▸ What is asked: Every line with the string "page" should be gathered.

▸ Material:
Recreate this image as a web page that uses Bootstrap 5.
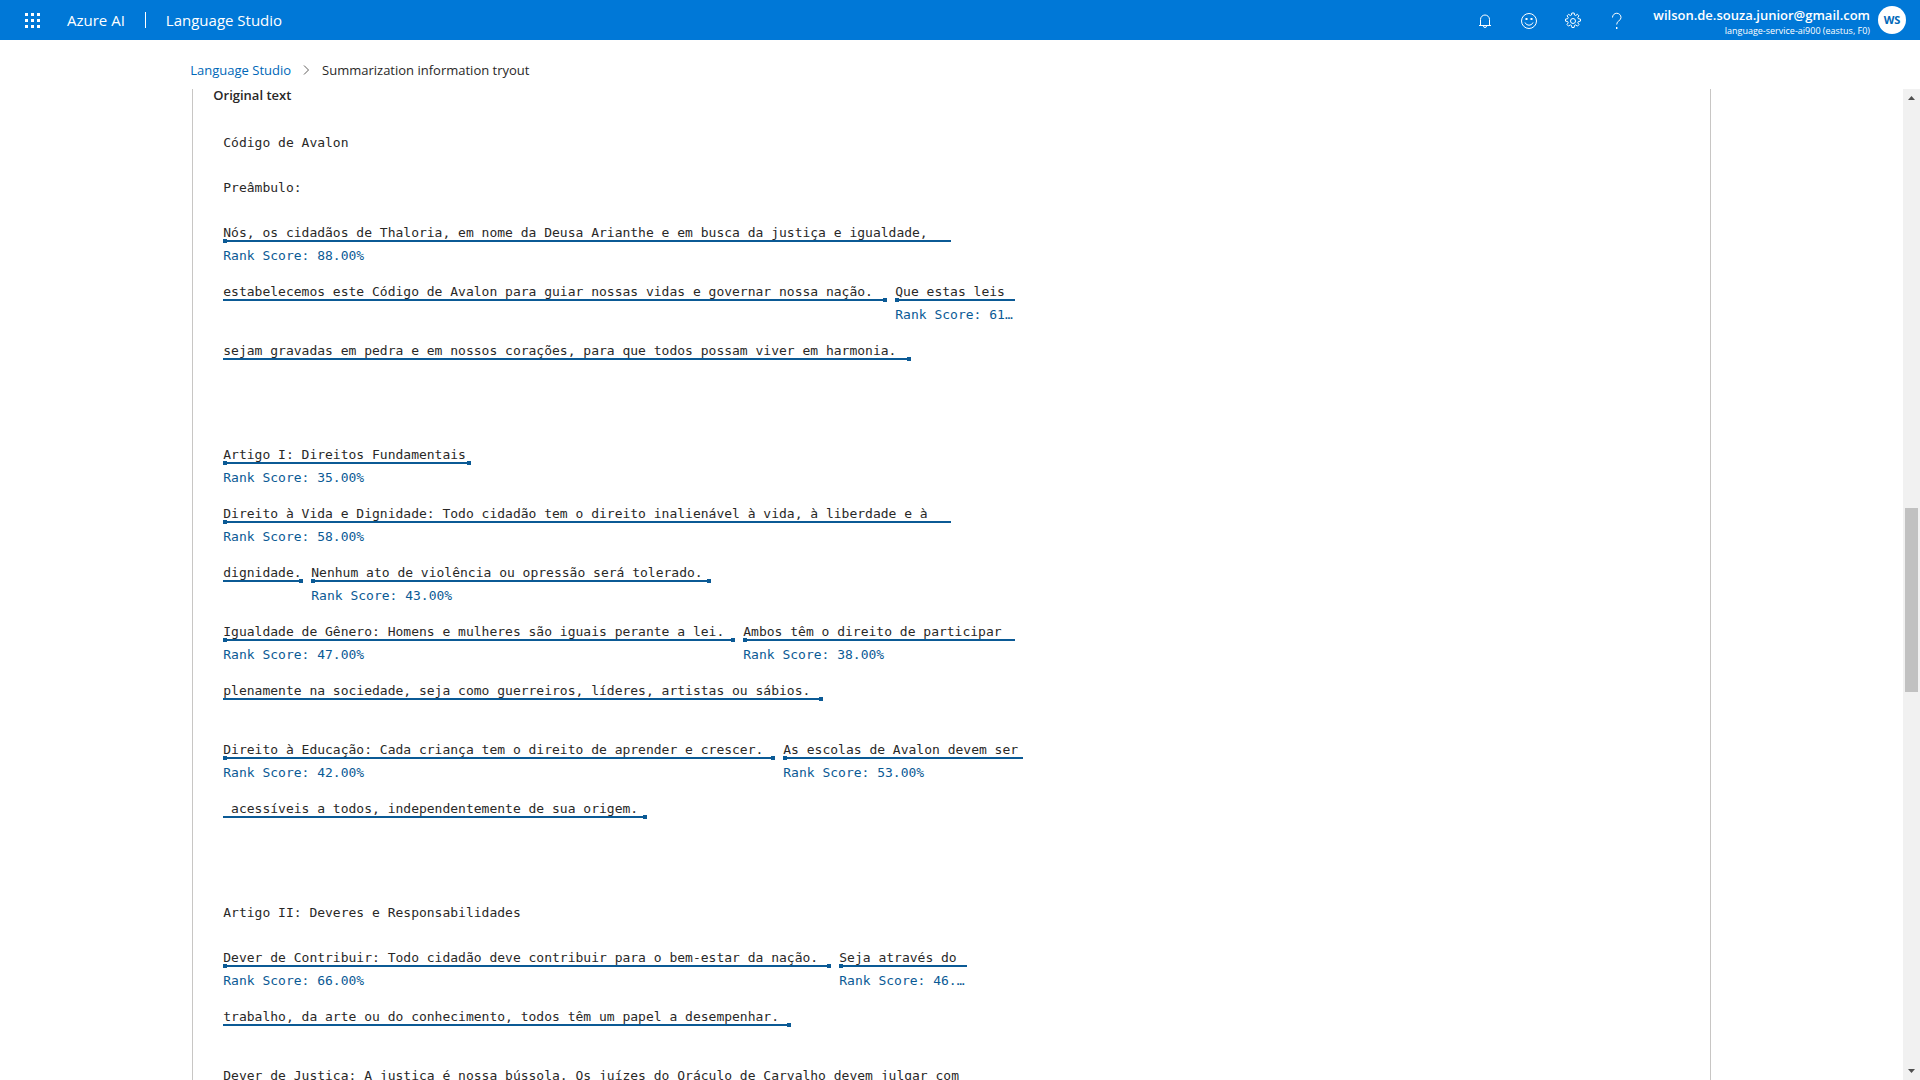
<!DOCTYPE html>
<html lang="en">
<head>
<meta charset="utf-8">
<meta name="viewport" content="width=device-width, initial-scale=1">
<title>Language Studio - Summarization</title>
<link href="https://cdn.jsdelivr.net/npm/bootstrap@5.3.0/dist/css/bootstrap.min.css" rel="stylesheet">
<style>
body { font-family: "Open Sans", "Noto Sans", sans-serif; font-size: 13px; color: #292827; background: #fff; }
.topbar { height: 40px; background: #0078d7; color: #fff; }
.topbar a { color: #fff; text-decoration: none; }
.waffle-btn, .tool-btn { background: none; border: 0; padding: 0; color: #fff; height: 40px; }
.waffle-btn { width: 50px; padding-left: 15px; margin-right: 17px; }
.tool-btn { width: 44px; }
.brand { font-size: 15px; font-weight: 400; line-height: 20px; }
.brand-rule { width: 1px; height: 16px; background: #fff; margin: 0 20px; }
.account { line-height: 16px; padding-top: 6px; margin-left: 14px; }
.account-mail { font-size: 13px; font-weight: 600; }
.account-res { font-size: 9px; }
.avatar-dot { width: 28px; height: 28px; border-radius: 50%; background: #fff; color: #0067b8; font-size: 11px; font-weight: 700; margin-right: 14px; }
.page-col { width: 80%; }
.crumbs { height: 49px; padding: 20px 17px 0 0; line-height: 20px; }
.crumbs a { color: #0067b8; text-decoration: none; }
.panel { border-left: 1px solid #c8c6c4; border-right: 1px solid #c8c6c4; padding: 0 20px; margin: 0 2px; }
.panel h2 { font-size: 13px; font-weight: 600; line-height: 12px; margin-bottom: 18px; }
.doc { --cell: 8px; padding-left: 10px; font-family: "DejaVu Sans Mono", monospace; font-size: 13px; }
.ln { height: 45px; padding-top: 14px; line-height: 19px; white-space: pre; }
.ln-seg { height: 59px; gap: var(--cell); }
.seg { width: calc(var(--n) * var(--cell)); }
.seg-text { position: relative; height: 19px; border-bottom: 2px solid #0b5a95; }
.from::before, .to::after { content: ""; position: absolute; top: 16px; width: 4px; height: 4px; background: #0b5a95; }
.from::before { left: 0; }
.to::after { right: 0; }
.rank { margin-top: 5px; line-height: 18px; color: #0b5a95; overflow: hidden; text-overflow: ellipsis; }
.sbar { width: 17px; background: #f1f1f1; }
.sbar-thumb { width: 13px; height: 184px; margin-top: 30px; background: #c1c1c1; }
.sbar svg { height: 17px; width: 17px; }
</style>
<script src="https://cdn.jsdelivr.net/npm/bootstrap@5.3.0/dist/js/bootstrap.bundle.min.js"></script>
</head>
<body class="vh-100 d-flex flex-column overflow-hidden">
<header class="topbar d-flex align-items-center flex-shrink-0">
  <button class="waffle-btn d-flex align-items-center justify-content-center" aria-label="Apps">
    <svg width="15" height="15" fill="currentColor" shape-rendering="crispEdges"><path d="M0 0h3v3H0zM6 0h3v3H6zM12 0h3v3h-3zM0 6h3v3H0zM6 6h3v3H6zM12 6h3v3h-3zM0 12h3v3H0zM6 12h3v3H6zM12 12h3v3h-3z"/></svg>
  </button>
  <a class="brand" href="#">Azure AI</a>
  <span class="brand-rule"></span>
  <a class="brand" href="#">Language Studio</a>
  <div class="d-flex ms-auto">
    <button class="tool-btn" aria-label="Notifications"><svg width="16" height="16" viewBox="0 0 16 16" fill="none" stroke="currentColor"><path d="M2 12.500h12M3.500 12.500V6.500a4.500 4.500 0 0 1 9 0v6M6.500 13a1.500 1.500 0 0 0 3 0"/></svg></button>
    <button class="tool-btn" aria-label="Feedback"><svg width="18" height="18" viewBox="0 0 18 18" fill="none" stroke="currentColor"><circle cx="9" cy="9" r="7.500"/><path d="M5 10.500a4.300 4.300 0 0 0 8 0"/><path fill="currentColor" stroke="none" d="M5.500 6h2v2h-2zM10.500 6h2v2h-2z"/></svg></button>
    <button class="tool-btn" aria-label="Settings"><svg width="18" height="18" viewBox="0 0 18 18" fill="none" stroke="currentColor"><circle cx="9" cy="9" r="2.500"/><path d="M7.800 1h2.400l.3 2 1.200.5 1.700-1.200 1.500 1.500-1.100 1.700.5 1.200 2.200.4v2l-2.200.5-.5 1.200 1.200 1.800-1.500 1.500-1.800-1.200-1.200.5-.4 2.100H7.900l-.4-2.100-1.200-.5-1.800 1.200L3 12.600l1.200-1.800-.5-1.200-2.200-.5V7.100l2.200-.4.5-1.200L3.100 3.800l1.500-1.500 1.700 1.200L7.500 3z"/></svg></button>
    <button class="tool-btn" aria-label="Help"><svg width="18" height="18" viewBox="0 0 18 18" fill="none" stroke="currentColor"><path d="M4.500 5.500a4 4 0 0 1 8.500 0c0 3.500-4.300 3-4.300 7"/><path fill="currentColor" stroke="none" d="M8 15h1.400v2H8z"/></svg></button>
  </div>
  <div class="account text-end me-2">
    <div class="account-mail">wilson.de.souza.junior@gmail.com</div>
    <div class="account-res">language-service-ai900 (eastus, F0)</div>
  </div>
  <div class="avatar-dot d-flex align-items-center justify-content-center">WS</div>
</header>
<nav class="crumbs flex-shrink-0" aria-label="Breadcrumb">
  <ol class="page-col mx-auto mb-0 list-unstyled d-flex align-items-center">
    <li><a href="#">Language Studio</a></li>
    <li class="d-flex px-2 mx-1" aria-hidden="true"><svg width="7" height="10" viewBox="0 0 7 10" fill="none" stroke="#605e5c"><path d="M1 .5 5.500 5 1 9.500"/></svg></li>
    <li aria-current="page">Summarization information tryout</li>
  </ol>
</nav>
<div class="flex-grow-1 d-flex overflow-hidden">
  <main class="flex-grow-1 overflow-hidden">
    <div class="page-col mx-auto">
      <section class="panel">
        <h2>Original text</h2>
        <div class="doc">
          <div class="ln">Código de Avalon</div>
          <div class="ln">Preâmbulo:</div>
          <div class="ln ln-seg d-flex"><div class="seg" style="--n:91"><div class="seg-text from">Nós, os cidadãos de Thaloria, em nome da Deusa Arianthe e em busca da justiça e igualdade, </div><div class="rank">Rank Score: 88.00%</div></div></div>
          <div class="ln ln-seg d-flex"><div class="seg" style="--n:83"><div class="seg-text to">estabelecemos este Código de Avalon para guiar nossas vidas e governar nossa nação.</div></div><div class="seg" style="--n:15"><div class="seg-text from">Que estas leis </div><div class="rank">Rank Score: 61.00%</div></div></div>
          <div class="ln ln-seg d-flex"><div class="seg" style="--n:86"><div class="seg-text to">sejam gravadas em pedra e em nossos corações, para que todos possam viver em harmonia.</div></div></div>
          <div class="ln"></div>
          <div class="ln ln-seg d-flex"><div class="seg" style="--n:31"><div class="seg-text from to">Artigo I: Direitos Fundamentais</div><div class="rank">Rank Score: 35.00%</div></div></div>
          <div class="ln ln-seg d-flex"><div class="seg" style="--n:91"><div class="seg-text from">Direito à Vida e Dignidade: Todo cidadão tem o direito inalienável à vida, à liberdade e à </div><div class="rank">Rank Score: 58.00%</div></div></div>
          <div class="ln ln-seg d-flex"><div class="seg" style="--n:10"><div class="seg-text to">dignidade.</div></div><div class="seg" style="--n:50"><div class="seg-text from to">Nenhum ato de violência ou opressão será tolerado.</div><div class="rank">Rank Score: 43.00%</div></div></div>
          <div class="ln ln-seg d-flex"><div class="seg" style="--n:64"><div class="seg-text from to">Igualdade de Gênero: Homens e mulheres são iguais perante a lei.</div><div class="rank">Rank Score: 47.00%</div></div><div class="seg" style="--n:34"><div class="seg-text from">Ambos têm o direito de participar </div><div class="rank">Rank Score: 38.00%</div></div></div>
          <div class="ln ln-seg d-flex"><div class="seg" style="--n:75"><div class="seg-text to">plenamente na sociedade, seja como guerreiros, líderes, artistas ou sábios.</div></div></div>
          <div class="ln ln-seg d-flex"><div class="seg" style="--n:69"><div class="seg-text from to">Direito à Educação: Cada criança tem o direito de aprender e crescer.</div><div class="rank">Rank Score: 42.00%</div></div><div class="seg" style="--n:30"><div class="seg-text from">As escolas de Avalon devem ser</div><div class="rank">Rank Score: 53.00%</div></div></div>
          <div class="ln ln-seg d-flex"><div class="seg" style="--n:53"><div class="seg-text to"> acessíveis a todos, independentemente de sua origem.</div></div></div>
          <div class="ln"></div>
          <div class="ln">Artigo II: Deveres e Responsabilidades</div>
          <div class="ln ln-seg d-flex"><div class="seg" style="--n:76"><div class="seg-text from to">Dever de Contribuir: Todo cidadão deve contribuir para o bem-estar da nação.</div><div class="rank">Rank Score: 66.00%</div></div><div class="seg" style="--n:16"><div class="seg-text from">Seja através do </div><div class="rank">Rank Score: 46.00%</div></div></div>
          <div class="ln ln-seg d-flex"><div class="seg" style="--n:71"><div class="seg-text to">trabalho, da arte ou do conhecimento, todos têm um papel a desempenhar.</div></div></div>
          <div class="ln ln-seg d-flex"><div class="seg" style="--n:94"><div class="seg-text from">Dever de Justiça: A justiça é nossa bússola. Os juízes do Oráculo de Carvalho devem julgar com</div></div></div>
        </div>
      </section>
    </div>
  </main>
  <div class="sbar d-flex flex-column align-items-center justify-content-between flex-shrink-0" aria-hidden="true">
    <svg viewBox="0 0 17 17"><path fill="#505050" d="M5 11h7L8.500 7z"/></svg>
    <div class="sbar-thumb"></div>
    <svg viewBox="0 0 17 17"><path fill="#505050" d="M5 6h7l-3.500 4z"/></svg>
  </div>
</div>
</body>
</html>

▸ Exercise result:
Recreate this image as a web page that uses Bootstrap 5.
.page-col { width: 80%; }
  <ol class="page-col mx-auto mb-0 list-unstyled d-flex align-items-center">
    <li aria-current="page">Summarization information tryout</li>
    <div class="page-col mx-auto">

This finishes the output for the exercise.